Au vue des nouvelles politiques des années 1980 visant à limiter l’immigration, le camp de Rivesaltes est réquisitionné pour servir de centre de rétention en 1986. Son rôle était déterminant car il s’agissait d’un moyen pour renvoyer les étrangers dans leur pays. Les détenus étaient logés dans des chambres de 9m² avec un simple lit et matelas. L’accès aux sanitaires était restreint à des heures fixes. La CIMADE est intervenue en jouant le rôle de « tampon entre les gens menottés qui ne font, le plus souvent, que traverser la France et des policiers « qui font du chiffre » ».
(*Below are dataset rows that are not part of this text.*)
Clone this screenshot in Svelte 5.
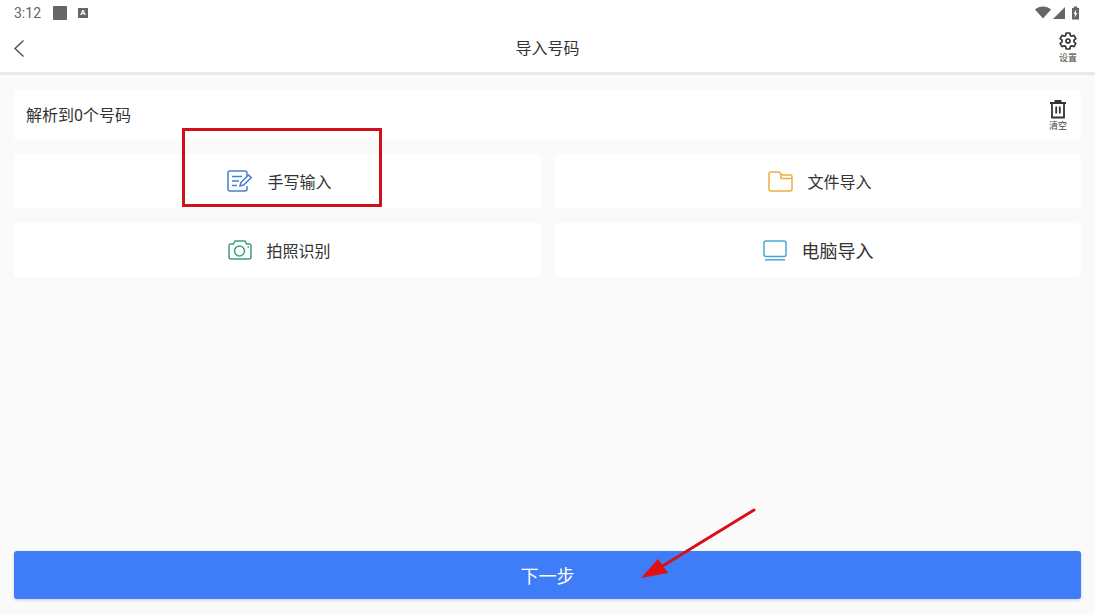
<script lang="ts">
	const actions = [
		{ label: '手写输入', icon: 'edit', size: 'md' },
		{ label: '文件导入', icon: 'folder', size: 'md' },
		{ label: '拍照识别', icon: 'camera', size: 'md' },
		{ label: '电脑导入', icon: 'screen', size: 'lg' }
	];
</script>

<div class="page">
	<div class="top">
		<div class="status">
			<span class="time">3:12</span>
			<span class="square"></span>
			<span class="a-badge">A</span>
			<span class="spacer"></span>
			<svg class="sys" width="46" height="14" viewBox="0 0 46 14">
				<path d="M1 3.500C5-.5 13-.5 17 3.500L9 12.500Z" fill="#666" />
				<path d="M31 1V13H19Z" fill="#666" />
				<path d="M38 2h1.800V.5h3.400V2H45V13.500h-7Z" fill="#666" />
				<path d="M42 3.500L39.500 8h1.600l-.6 3.800L43.500 7h-1.600Z" fill="#fff" />
			</svg>
		</div>
		<div class="nav">
			<svg class="back" width="14" height="20" viewBox="0 0 14 20">
				<path d="M11.500 2.500L3 10.500l8.500 8" fill="none" stroke="#555" stroke-width="1.500" />
			</svg>
			<span class="title">导入号码</span>
			<div class="settings">
				<svg width="20" height="20" viewBox="0 0 24 24">
					<path d="M19.140 12.940c.04-.3.06-.61.06-.94 0-.32-.02-.64-.07-.94l2.030-1.580c.18-.14.23-.41.12-.61l-1.920-3.320c-.12-.22-.37-.29-.59-.22l-2.390.96c-.5-.38-1.030-.7-1.620-.94l-.36-2.540c-.04-.24-.24-.41-.48-.41h-3.840c-.24 0-.43.17-.47.41l-.36 2.540c-.59.24-1.130.57-1.620.94l-2.390-.96c-.22-.08-.47 0-.59.22L2.740 8.870c-.12.21-.08.47.12.61l2.030 1.580c-.05.3-.09.63-.09.94s.02.64.07.94l-2.030 1.580c-.18.14-.23.41-.12.61l1.920 3.320c.12.22.37.29.59.22l2.390-.96c.5.38 1.030.7 1.620.94l.36 2.540c.05.24.24.41.48.41h3.840c.24 0 .44-.17.47-.41l.36-2.540c.59-.24 1.130-.56 1.620-.94l2.390.96c.22.08.47 0 .59-.22l1.920-3.320c.12-.22.07-.47-.12-.61l-2.010-1.580z" fill="none" stroke="#333" stroke-width="2" stroke-linejoin="round" />
					<circle cx="12" cy="12" r="2.400" fill="none" stroke="#333" stroke-width="2" />
				</svg>
				<span>设置</span>
			</div>
		</div>
	</div>

	<main class="content">
		<div class="parsed">
			<span>解析到0个号码</span>
			<div class="clear">
				<svg width="18" height="20" viewBox="0 0 18 20">
					<path d="M1 4h16" fill="none" stroke="#333" stroke-width="2" />
					<path d="M5.500 3.500V1h7v2.500Z" fill="#333" />
					<path d="M3 4v14.500h12V4" fill="none" stroke="#333" stroke-width="1.800" />
					<path d="M7.200 7.500v7M10.800 7.500v7" stroke="#333" stroke-width="1.800" />
				</svg>
				<span>清空</span>
			</div>
		</div>

		<div class="grid">
			{#each actions as a}
				<div class="action {a.size}">
					{#if a.icon === 'edit'}
						<svg width="26" height="22" viewBox="0 0 26 22" fill="none" stroke="#4a7fd0" stroke-width="1.500">
							<path d="M20 6V3a2 2 0 0 0-2-2H3a2 2 0 0 0-2 2v16a2 2 0 0 0 2 2h15a2 2 0 0 0 2-2v-3" />
							<path d="M5 6.500h10M5 11h7M5 15.500h5" />
							<path d="M13 16l1-3.500 7.500-7.500 2.800 2.600-7.600 7.500Z" />
						</svg>
					{:else if a.icon === 'folder'}
						<svg width="25" height="21" viewBox="0 0 25 21" fill="none" stroke="#f0ae3c" stroke-width="1.500">
							<path d="M1 3a2 2 0 0 1 2-2h8l3 3h8.500a1.500 1.500 0 0 1 1.500 1.500V18a2 2 0 0 1-2 2H3a2 2 0 0 1-2-2Z" />
							<path d="M13 3v4.500h11" />
						</svg>
					{:else if a.icon === 'camera'}
						<svg width="24" height="20" viewBox="0 0 24 20" fill="none" stroke="#3f9e78" stroke-width="1.500">
							<path d="M1 6a2 2 0 0 1 2-2h2.500L7 1h10l1.500 3H21a2 2 0 0 1 2 2v11a2 2 0 0 1-2 2H3a2 2 0 0 1-2-2Z" />
							<circle cx="11.500" cy="11" r="5" />
							<path d="M19.500 7h1.500" />
						</svg>
					{:else}
						<svg width="24" height="21" viewBox="0 0 24 21" fill="none" stroke="#4aa6dc" stroke-width="1.500">
							<rect x="1" y="1" width="22" height="15.500" rx="2" />
							<path d="M2 19.800h20" />
						</svg>
					{/if}
					<span>{a.label}</span>
				</div>
			{/each}
		</div>

		<button class="next" type="button">下一步</button>
	</main>

	<div class="red-box"></div>
	<svg class="arrow" width="120" height="74" viewBox="0 0 120 74">
		<path d="M114 3L16 63" stroke="#d8101a" stroke-width="3" stroke-linecap="round" />
		<path d="M1 71L18 52 28 66Z" fill="#e01010" />
	</svg>
</div>

<style>
	:global(body) {
		margin: 0;
		background: #fafafa;
	}
	.page {
		position: relative;
		width: 1095px;
		height: 615px;
		overflow: hidden;
		display: flex;
		flex-direction: column;
		background: #fafafa;
		font-family: Roboto, 'Noto Sans CJK SC', sans-serif;
		color: #333;
	}
	.top {
		height: 72px;
		background: #fff;
		border-bottom: 3px solid #e9e9e9;
		flex-shrink: 0;
	}
	.status {
		height: 25px;
		display: flex;
		align-items: center;
		padding: 0 14px;
	}
	.time {
		font-size: 14px;
		color: #666;
		width: 39px;
	}
	.square {
		width: 14px;
		height: 14px;
		background: #666;
		border-radius: 1px;
	}
	.a-badge {
		margin-left: 11px;
		width: 10px;
		height: 10px;
		background: #666;
		color: #fff;
		font-size: 8px;
		font-weight: 700;
		line-height: 10px;
		text-align: center;
	}
	.spacer {
		flex: 1;
	}
	.sys {
		margin-right: 1px;
	}
	.nav {
		position: relative;
		height: 47px;
		display: flex;
		align-items: center;
		justify-content: center;
	}
	.back {
		position: absolute;
		left: 12px;
		top: 13px;
	}
	.title {
		font-size: 16px;
		color: #333;
		margin-top: -3px;
	}
	.settings {
		position: absolute;
		right: 17px;
		top: 6px;
		width: 20px;
		display: flex;
		flex-direction: column;
		align-items: center;
		gap: 2px;
	}
	.settings span,
	.clear span {
		font-size: 9px;
		line-height: 10px;
		white-space: nowrap;
		color: #444;
	}
	.content {
		flex: 1;
		display: flex;
		flex-direction: column;
		padding: 15px 14px 16px;
	}
	.parsed {
		height: 50px;
		background: #fff;
		border-radius: 3px;
		display: flex;
		align-items: center;
		justify-content: space-between;
		padding: 0 14px 0 12px;
		font-size: 16px;
	}
	.parsed > span {
		margin-top: -3px;
	}
	.clear {
		display: flex;
		flex-direction: column;
		align-items: center;
		gap: 2px;
		width: 18px;
	}
	.grid {
		display: grid;
		grid-template-columns: 527px 526px;
		grid-auto-rows: 54px;
		column-gap: 14px;
		row-gap: 15px;
		margin-top: 14px;
	}
	.action {
		background: #fff;
		border-radius: 3px;
		display: flex;
		align-items: center;
		justify-content: center;
		gap: 14px;
		font-size: 16px;
	}
	.action span {
		margin-top: -1px;
	}
	.action.md {
		padding-left: 4px;
	}
	.action.lg span {
		font-size: 18px;
		margin-left: 1px;
	}
	.next {
		margin-top: auto;
		height: 48px;
		border: none;
		border-radius: 3px;
		background: #3f7cf7;
		color: #fff;
		font-family: inherit;
		font-size: 18px;
		padding-bottom: 2px;
		box-shadow: 0 1px 3px rgba(60, 110, 220, 0.3);
	}
	.red-box {
		position: absolute;
		left: 182px;
		top: 128px;
		width: 194px;
		height: 73px;
		border: 3px solid #d0101a;
	}
	.arrow {
		position: absolute;
		left: 640px;
		top: 507px;
	}
</style>
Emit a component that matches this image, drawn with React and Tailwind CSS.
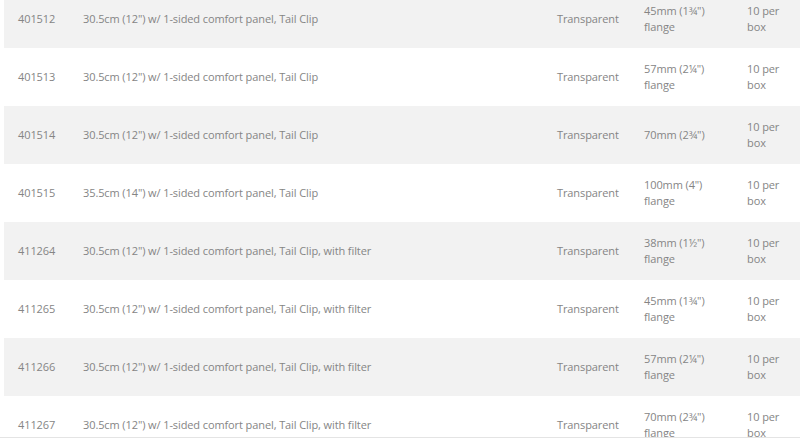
import React from "react";

const rows = [
  ["401512", "30.5cm (12\") w/ 1-sided comfort panel, Tail Clip", ["45mm (1¾\")", "flange"]],
  ["401513", "30.5cm (12\") w/ 1-sided comfort panel, Tail Clip", ["57mm (2¼\")", "flange"]],
  ["401514", "30.5cm (12\") w/ 1-sided comfort panel, Tail Clip", ["70mm (2¾\")"]],
  ["401515", "35.5cm (14\") w/ 1-sided comfort panel, Tail Clip", ["100mm (4\")", "flange"]],
  ["411264", "30.5cm (12\") w/ 1-sided comfort panel, Tail Clip, with filter", ["38mm (1½\")", "flange"]],
  ["411265", "30.5cm (12\") w/ 1-sided comfort panel, Tail Clip, with filter", ["45mm (1¾\")", "flange"]],
  ["411266", "30.5cm (12\") w/ 1-sided comfort panel, Tail Clip, with filter", ["57mm (2¼\")", "flange"]],
  ["411267", "30.5cm (12\") w/ 1-sided comfort panel, Tail Clip, with filter", ["70mm (2¾\")", "flange"]],
];

export default function App() {
  return (
    <div className="w-[800px] h-[442px] bg-white overflow-hidden" style={{ fontFamily: '"Open Sans", "Liberation Sans", sans-serif' }}>
      <div className="h-[438px] overflow-hidden border-b border-[#e4e4e4]">
        <div className="mt-[-10px] pl-[4px] text-[11px] leading-[16px] tracking-[-0.1px] text-[#858585]">
          {rows.map((r, i) => (
            <div
              key={r[0]}
              className={`grid grid-cols-[65px_474px_87px_103px_1fr] h-[58px] items-center ${i % 2 === 0 ? "bg-[#f2f2f2]" : "bg-white"}`}
            >
              <div className="pl-[14px]">{r[0]}</div>
              <div className="pl-[14px]">{r[1]}</div>
              <div className="pl-[14px]">Transparent</div>
              <div className="pl-[14px]">
                {r[2].map((l) => (
                  <div key={l}>{l}</div>
                ))}
              </div>
              <div className="pl-[14px]">
                <div>10 per</div>
                <div>box</div>
              </div>
            </div>
          ))}
        </div>
      </div>
    </div>
  );
}
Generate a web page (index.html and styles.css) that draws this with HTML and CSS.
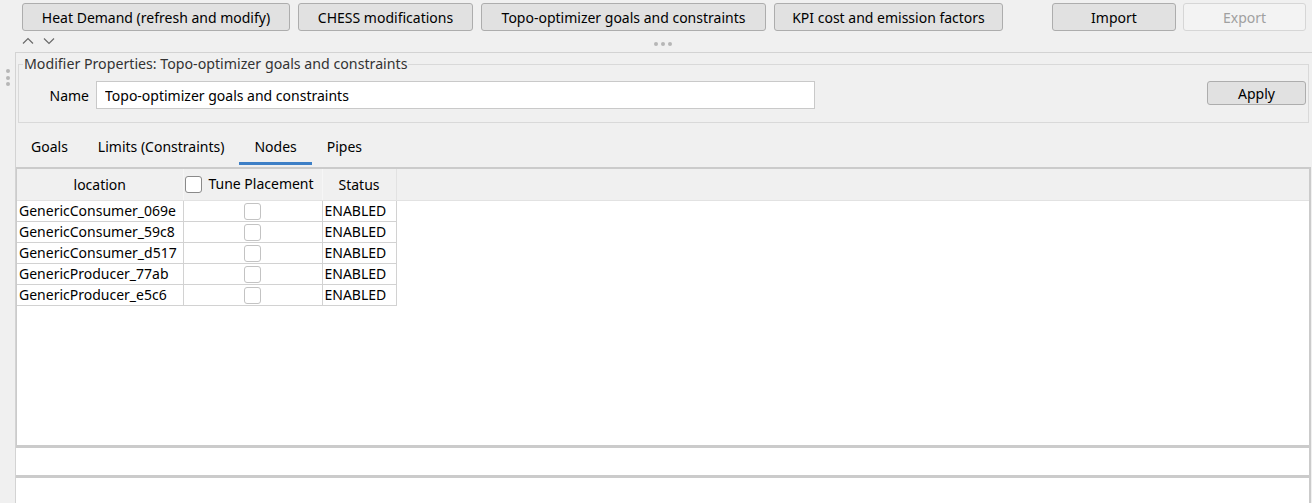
FILE: index.html
```html
<!DOCTYPE html>
<html lang="en">
<head>
<meta charset="utf-8">
<title>Topo-optimizer goals and constraints</title>
<link rel="stylesheet" href="styles.css">
</head>
<body>
<div class="toolbar">
  <button class="btn w-heat">Heat Demand (refresh and modify)</button>
  <button class="btn w-chess">CHESS modifications</button>
  <button class="btn w-topo">Topo-optimizer goals and constraints</button>
  <button class="btn w-kpi">KPI cost and emission factors</button>
  <button class="btn w-import">Import</button>
  <button class="btn w-export" disabled>Export</button>
</div>
<div class="collapse-row">
  <div class="arrows">
    <svg width="12" height="8" viewBox="0 0 12 8"><path d="M1 6.5 L6 1.5 L11 6.5" fill="none" stroke="#6a6a6a" stroke-width="1.2"/></svg>
    <svg width="12" height="8" viewBox="0 0 12 8"><path d="M1 1.5 L6 6.5 L11 1.5" fill="none" stroke="#6a6a6a" stroke-width="1.2"/></svg>
  </div>
  <div class="hdots"><span></span><span></span><span></span></div>
</div>
<div class="main">
  <div class="grip"><span></span><span></span><span></span></div>
  <div class="panel">
    <fieldset class="group">
      <legend>Modifier Properties: Topo-optimizer goals and constraints</legend>
      <div class="name-row">
        <label class="name-label" for="nm">Name</label>
        <input id="nm" class="name-input" type="text" value="Topo-optimizer goals and constraints">
        <button class="btn w-apply">Apply</button>
      </div>
    </fieldset>
    <div class="tabs">
      <div class="tab">Goals</div>
      <div class="tab">Limits (Constraints)</div>
      <div class="tab active">Nodes</div>
      <div class="tab">Pipes</div>
    </div>
    <div class="table-frame">
      <table class="grid">
        <thead>
          <tr>
            <th class="c-loc">location</th>
            <th class="c-tune"><span class="th-tune"><span class="cb cb-head"></span><span>Tune Placement</span></span></th>
            <th class="c-status">Status</th>
            <th class="c-fill"></th>
          </tr>
        </thead>
        <tbody>
          <tr><td class="c-loc">GenericConsumer_069e</td><td class="c-tune"><span class="cb"></span></td><td class="c-status">ENABLED</td><td class="c-fill"></td></tr>
          <tr><td class="c-loc">GenericConsumer_59c8</td><td class="c-tune"><span class="cb"></span></td><td class="c-status">ENABLED</td><td class="c-fill"></td></tr>
          <tr><td class="c-loc">GenericConsumer_d517</td><td class="c-tune"><span class="cb"></span></td><td class="c-status">ENABLED</td><td class="c-fill"></td></tr>
          <tr><td class="c-loc">GenericProducer_77ab</td><td class="c-tune"><span class="cb"></span></td><td class="c-status">ENABLED</td><td class="c-fill"></td></tr>
          <tr><td class="c-loc">GenericProducer_e5c6</td><td class="c-tune"><span class="cb"></span></td><td class="c-status">ENABLED</td><td class="c-fill"></td></tr>
        </tbody>
      </table>
    </div>
    <div class="field-strip"></div>
    <div class="field-box"></div>
  </div>
</div>
</body>
</html>
```

FILE: styles.css
```css
* { box-sizing: border-box; }
html, body { margin: 0; padding: 0; }
body {
  background: #f0f0f0;
  font-family: "Noto Sans", "Open Sans", "Liberation Sans", sans-serif;
  font-size: 14px;
  color: #000;
  width: 1312px;
  height: 503px;
  overflow: hidden;
}

.toolbar {
  display: flex;
  gap: 8px;
  padding: 3px 0 0 22px;
  height: 31px;
}
.btn {
  font: inherit;
  height: 28px;
  padding: 0;
  background: #e1e1e1;
  border: 1px solid #adadad;
  border-radius: 3px;
  color: #000;
  text-align: center;
}
.btn:disabled { background: #f3f3f3; border-color: #d6d6d6; color: #a0a0a0; }
.w-heat { width: 268px; }
.w-chess { width: 175px; }
.w-topo { width: 285px; }
.w-kpi { width: 229px; }
.w-import { width: 124px; margin-left: 41px; }
.w-export { width: 123px; margin-left: -1px; }
.w-apply { width: 99px; height: 24px; margin-left: auto; margin-top: -4px; }

.collapse-row {
  height: 21px;
  position: relative;
  display: flex;
  align-items: center;
  padding-left: 22px;
}
.arrows { display: flex; gap: 9px; margin-top: -1px; }
.arrows svg { display: block; }
.hdots {
  position: absolute;
  left: 654px;
  top: 11px;
  display: flex;
  gap: 3px;
}
.hdots span, .grip span {
  width: 4px; height: 4px; border-radius: 50%;
  background: #b6b6b6; display: block;
}

.main { display: flex; height: 451px; }
.grip {
  width: 15px;
  display: flex;
  flex-direction: column;
  align-items: center;
  gap: 2.5px;
  padding-top: 17px;
  padding-left: 0;
}
.panel {
  flex: 1;
  border-top: 1px solid #d3d3d3;
  border-left: 1px solid #d3d3d3;
  display: flex;
  flex-direction: column;
  min-width: 0;
}

.group {
  margin: 1px 3px 0 2px;
  padding: 7px 2px 13px 0;
  border: 1px solid #d9d9d9;
  min-width: 0;
}
.group legend {
  padding: 0 1px;
  margin-left: 4px;
  line-height: 20px;
  font-size: 14.2px;
  color: #333;
}
.name-row { display: flex; align-items: center; height: 28px; }
.name-label { width: 77px; text-align: right; padding-right: 7px; }
.name-input {
  font: inherit;
  width: 719px;
  height: 28px;
  border: 1px solid #c9c9c9;
  background: #fff;
  padding: 0 8px;
  color: #000;
}

.tabs { display: flex; padding-top: 12px; height: 44px; }
.tab {
  padding: 0 15px 4px;
  line-height: 23px;
  height: 30px;
  border-bottom: 3px solid transparent;
}
.tab.active { border-bottom-color: #3d7fc6; }

.table-frame {
  height: 281px;
  margin-right: 1px;
  background: #fff;
  border: 2px solid #cbcbcb;
  border-left-width: 1px;
  border-bottom-width: 3px;
}
.grid {
  border-collapse: collapse;
  width: 100%;
}
.grid th {
  background: #f0f0f0;
  font-weight: normal;
  height: 31px;
  padding: 0;
  text-align: center;
  vertical-align: middle;
  border-bottom: 1px solid #e2e2e2;
}
.grid th.c-loc, .grid th.c-tune { border-right: 1px solid #f6f6f6; }
.grid th.c-status { border-right: 1px solid #e2e2e2; }
.grid td {
  height: 21px;
  padding: 0 0 0 2px;
  border: 1px solid #d2d2d2;
  line-height: 19px;
  white-space: nowrap;
}
.grid td.c-loc { border-left: none; }
.grid td.c-fill { border: none; }
.c-loc { width: 166px; }
.c-tune { width: 139px; }
.c-status { width: 74px; }
.grid td.c-tune { text-align: center; padding: 0; }
.th-tune { display: flex; align-items: center; justify-content: center; gap: 6px; margin-left: -6px; line-height: 22px; }
.cb {
  display: inline-block;
  width: 17px;
  height: 17px;
  border: 1px solid #c3c3c3;
  border-radius: 3px;
  background: #fff;
  vertical-align: middle;
}
.cb-head { border-color: #8a8a8a; flex: none; }

.field-strip {
  height: 27px;
  margin-right: 1px;
  background: #fff;
  border-right: 2px solid #cbcbcb;
}
.field-box {
  flex: 1;
  margin-right: 1px;
  background: #fff;
  border-top: 3px solid #cbcbcb;
  border-right: 2px solid #cbcbcb;
}
```
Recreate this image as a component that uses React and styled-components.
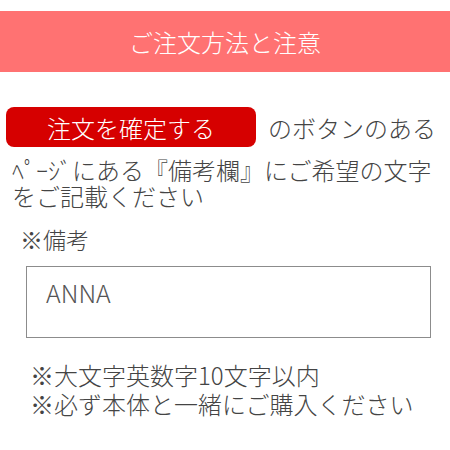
import React from 'react';
import styled, { createGlobalStyle } from 'styled-components';

const GlobalStyle = createGlobalStyle`
    body {
        margin: 0;
        background: #fff;
        font-family: "Noto Sans CJK JP", "Noto Sans", sans-serif;
        font-weight: 300;
        color: #444;
    }
`;

const Header = styled.h1`
    margin: 11px 0 0;
    height: 61px;
    line-height: 61px;
    background-color: #ff7272;
    color: #fff;
    font-size: 24px;
    font-weight: 300;
    text-align: center;
`;

const Content = styled.section`
    padding: 35px 0 0 6px;
`;

const ButtonRow = styled.div`
    display: flex;
    align-items: center;
    gap: 12px;
    height: 40px;
    font-size: 24px;
`;

const OrderButton = styled.span`
    display: flex;
    align-items: center;
    justify-content: center;
    width: 250px;
    height: 40px;
    border-radius: 8px;
    background-color: #d60000;
    color: #fff;
    font-size: 24px;
`;

const Text = styled.p`
    margin: 10px 0 0 6px;
    font-size: 24px;
    line-height: 26px;
`;

const Label = styled.p`
    margin: 17px 0 0 14px;
    font-size: 23px;
    line-height: 26px;
`;

const NoteBox = styled.div`
    box-sizing: border-box;
    width: 405px;
    height: 72px;
    margin: 14px 0 0 20px;
    padding: 10px 19px;
    border: 1px solid #8c8c8c;
    font-size: 25px;
    line-height: 30px;
    color: #555;
`;

const Notes = styled.ul`
    margin: 22px 0 0 24px;
    padding: 0;
    list-style: none;
    font-size: 24px;
    line-height: 29px;
`;

export default function App() {
    return (
        <>
            <GlobalStyle />
            <Header>ご注文方法と注意</Header>
            <Content>
                <ButtonRow>
                    <OrderButton>注文を確定する</OrderButton>
                    のボタンのある
                </ButtonRow>
                <Text>
                    ﾍﾟｰｼﾞにある『備考欄』にご希望の文字
                    <br />
                    をご記載ください
                </Text>
                <Label>※備考</Label>
                <NoteBox>ANNA</NoteBox>
                <Notes>
                    <li>※大文字英数字10文字以内</li>
                    <li>※必ず本体と一緒にご購入ください</li>
                </Notes>
            </Content>
        </>
    );
}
En décembre 2007, le centre de détention a été délocalisé à côté de l’aéroport de Perpignan dans l’optique de faciliter les départs vers Paris ou l’étranger. Ce transfert marqua l’arrêt définitif des activités du camp de Rivesaltes.

Au final, le camp de Rivesaltes a été bel et bien multi-fonctionnel tout au long de ses sept décennies d’existence. En effet, tout d’abord ouvert dans un but de politique française coloniale, le camp de Rivesaltes s’est vite transformé en outil politique de type concentrationnaire sous Vichy mais aussi en rapport direct avec le contexte européen : Le IIIe Reich. Le camp a aussi favorisé une politique française de décolonisation.

On peut retenir également tout un travail et un devoir de mémoire autour du camp de Rivesaltes avec la mise en place de nombreuses stèles commémoratives et d’un mémorial. Ce devoir de mémoire est très important et comme le dit Christian Bourquin (Président de la région Languedoc-Roussillon (2010-2014), et Sénateur des Pyrénées-Orientales (2011-2014)) : « Un peuple est fort lorsqu’il ose regarder sa pire histoire. Ça n’arrive pas qu’à l’autre bout du monde, c’est arrivé ici. Que ce travail de mémoire serve à notre jeunesse, à tous, à l’humanité ».